Data:
══════════

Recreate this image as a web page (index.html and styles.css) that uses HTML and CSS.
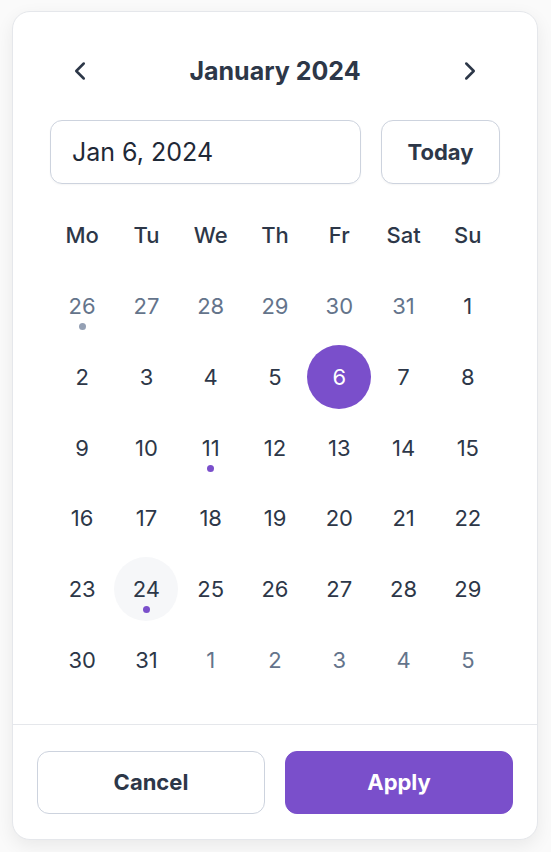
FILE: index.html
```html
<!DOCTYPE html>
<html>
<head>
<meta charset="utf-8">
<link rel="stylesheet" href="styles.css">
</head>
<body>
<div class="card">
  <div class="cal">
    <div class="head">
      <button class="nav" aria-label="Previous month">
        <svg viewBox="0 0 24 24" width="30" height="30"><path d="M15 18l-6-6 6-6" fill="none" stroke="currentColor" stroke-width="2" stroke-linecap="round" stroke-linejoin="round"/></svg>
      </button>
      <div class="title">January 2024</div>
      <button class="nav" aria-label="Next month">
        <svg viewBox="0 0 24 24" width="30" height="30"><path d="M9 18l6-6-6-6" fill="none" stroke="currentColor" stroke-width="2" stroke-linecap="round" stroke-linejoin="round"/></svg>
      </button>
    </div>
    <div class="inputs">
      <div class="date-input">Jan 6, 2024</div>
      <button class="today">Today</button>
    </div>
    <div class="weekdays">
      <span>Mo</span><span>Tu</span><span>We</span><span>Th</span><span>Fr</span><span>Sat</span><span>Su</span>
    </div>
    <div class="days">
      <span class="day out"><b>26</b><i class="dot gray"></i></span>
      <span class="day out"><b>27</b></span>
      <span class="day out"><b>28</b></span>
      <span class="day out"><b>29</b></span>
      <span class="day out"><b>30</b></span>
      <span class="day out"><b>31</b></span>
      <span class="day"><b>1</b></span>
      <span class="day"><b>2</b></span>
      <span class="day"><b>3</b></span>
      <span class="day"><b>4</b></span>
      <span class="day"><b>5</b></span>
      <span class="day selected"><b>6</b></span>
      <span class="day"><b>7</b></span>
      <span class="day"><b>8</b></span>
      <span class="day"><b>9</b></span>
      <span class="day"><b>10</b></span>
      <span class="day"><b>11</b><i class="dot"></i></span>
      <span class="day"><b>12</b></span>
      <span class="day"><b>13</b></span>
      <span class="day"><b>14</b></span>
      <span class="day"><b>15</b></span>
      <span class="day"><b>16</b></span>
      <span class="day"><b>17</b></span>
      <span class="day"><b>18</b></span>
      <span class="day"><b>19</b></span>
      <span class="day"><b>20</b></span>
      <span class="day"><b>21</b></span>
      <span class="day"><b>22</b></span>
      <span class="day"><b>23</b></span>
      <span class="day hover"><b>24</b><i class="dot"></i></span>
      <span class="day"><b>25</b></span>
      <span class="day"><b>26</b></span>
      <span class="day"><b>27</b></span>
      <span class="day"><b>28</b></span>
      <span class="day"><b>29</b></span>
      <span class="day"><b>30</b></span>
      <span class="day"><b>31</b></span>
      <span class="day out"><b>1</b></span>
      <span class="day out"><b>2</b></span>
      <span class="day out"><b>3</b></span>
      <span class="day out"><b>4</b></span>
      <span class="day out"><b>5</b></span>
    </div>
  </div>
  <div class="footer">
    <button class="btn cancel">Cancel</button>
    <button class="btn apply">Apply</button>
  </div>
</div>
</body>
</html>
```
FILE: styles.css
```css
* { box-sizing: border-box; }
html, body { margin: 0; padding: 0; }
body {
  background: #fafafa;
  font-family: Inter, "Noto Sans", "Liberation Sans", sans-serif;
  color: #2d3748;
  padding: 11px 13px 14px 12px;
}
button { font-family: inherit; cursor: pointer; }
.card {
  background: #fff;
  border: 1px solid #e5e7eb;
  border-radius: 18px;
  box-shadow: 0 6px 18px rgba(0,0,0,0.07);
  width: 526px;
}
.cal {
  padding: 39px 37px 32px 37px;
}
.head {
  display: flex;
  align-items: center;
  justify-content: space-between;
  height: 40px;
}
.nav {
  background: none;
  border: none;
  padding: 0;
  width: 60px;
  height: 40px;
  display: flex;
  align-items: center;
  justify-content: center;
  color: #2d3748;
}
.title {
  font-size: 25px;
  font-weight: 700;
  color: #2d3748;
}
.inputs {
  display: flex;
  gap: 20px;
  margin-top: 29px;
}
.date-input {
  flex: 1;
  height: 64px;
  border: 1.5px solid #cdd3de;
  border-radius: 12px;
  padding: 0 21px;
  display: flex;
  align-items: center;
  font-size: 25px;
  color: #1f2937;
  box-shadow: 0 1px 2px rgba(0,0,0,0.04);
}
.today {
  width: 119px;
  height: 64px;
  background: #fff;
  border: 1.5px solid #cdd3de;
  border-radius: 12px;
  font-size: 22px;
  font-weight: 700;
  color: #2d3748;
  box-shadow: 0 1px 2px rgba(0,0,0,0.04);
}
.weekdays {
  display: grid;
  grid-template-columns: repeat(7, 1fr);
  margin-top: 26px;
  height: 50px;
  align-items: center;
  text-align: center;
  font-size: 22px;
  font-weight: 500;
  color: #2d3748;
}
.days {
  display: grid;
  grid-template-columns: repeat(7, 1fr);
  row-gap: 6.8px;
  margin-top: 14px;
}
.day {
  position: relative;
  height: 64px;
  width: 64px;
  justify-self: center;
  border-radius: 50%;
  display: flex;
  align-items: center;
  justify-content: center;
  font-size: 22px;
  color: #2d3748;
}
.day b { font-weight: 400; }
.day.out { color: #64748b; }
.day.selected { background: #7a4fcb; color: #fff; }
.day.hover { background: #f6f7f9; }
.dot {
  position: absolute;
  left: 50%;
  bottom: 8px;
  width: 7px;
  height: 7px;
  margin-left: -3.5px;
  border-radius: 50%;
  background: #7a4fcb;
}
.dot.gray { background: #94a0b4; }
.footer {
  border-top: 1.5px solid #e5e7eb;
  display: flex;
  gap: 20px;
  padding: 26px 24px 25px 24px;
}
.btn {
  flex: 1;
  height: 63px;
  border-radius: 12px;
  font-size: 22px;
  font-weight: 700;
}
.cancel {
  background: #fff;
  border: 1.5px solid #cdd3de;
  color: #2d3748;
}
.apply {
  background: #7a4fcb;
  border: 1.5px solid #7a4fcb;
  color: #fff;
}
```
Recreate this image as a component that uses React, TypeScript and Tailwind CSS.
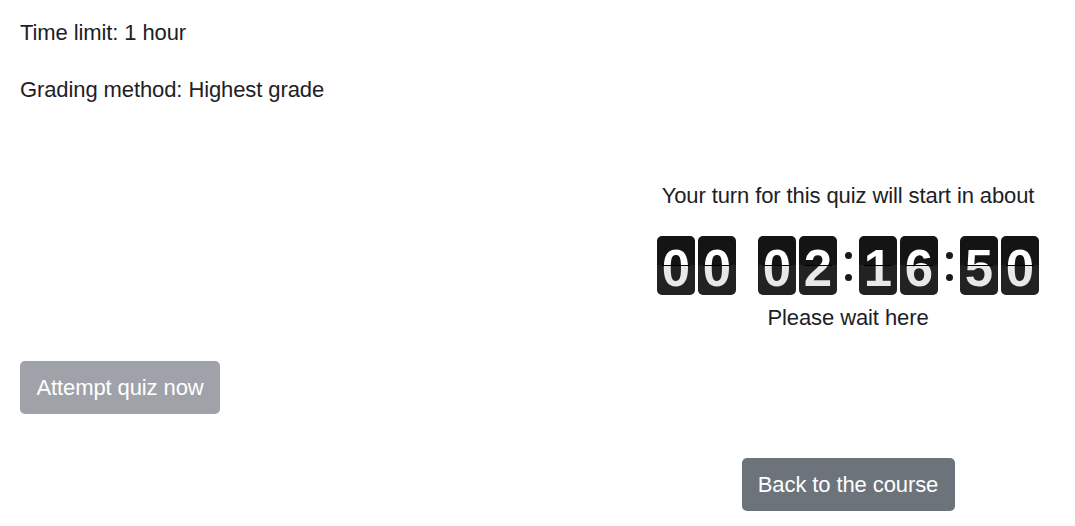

══════════

Directions for this task:
For each line above that contains the word "image", copy that line.

In response:
Recreate this image as a web page (index.html and styles.css) that uses HTML and CSS.
Recreate this image as a component that uses React, TypeScript and Tailwind CSS.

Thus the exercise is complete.